I make notes. I buy a new notebook for each project, which means I have a lot of notebooks with only a few pages written on. Not all images hold me for long. In the notebooks, I write only on the right-hand side of the page. At the top of the page, I put the broad subject I’m making notes about, and start a new page for each subject. I almost never read the notes. Writing them is enough.
At some point, I become so full of the story that I have to start writing it down. I write only on the right-hand side of the page and I write as fast as I can, just to lay down the narrative. If I think of something I should have mentioned earlier, I not it on the left side of the page roughly where I think it might belong. This is not the first draft.

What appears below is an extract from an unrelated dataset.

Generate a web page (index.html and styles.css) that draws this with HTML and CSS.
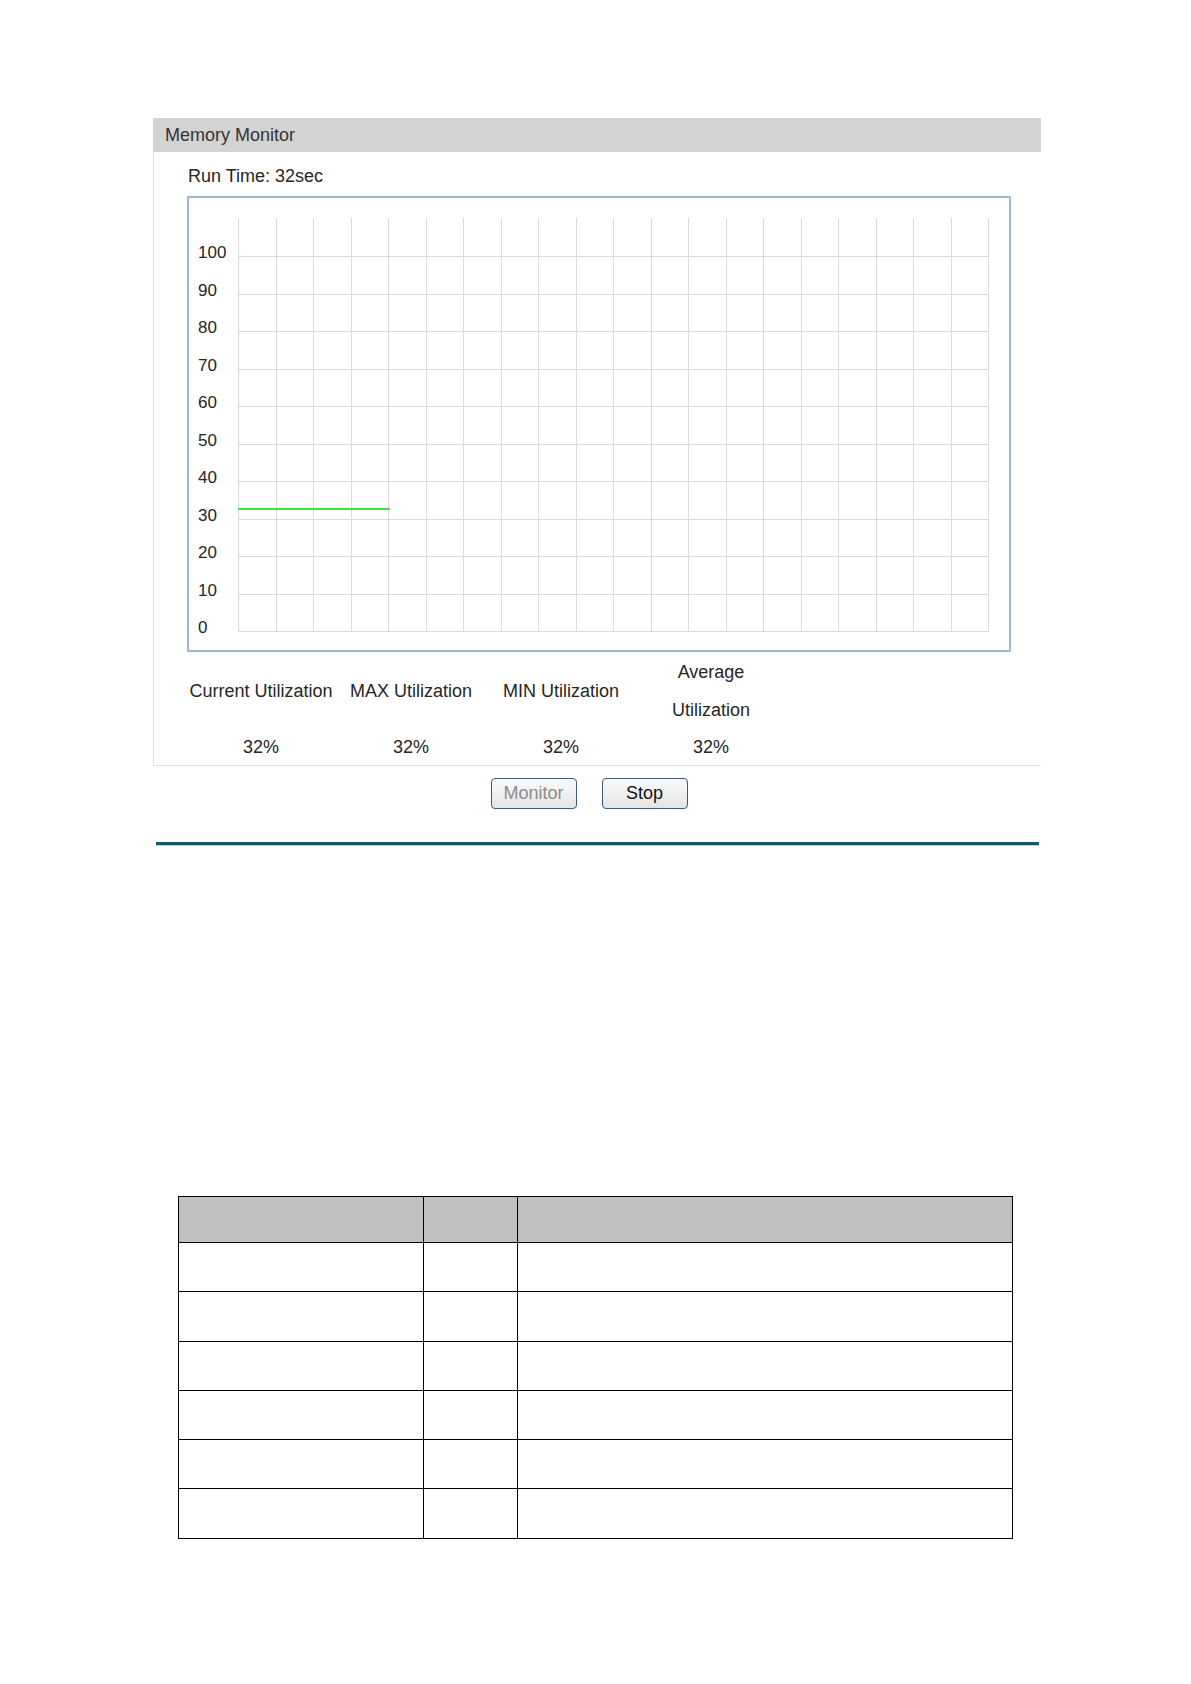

The first draft is more intentional. I work from my notebook, typing the story into the computer, crafting it as I go. I make changes as I write. If the changes are substantial: changing tense or point of view or protagonist, I copy a new file and call it a new draft. I always start out thinking I can finish a work in three, four, five drafts. I always end up somewhere around fifteen.
I don’t make an outline until the story starts to gel. I write major scenes on Post-it notes, writing the first line and the last line and how long the scene is. If there are two stories–thus far in my longer work there are almost always two stories intertwined–I use different coloured Post-its for the different stories. I stick the Post-its to a large piece of paper tacked on the wall or laid out on a table so that I can always see it as I read and write and think and daydream. It feels a bit like a photo album or a family tree: it holds a world I love.
I make timelines and character profiles and narrative arcs. As the draft becomes more polished, I print out on coloured paper–yellow, then blue, then green, then pink–as I try to trick my eye into seeing what is actually on the page, without filling in all the bits that are in my head.
At some point, I’m done.
It is a slow, clumsy process, like playing murder in the dark. It’s an endless game and I’m always “it.”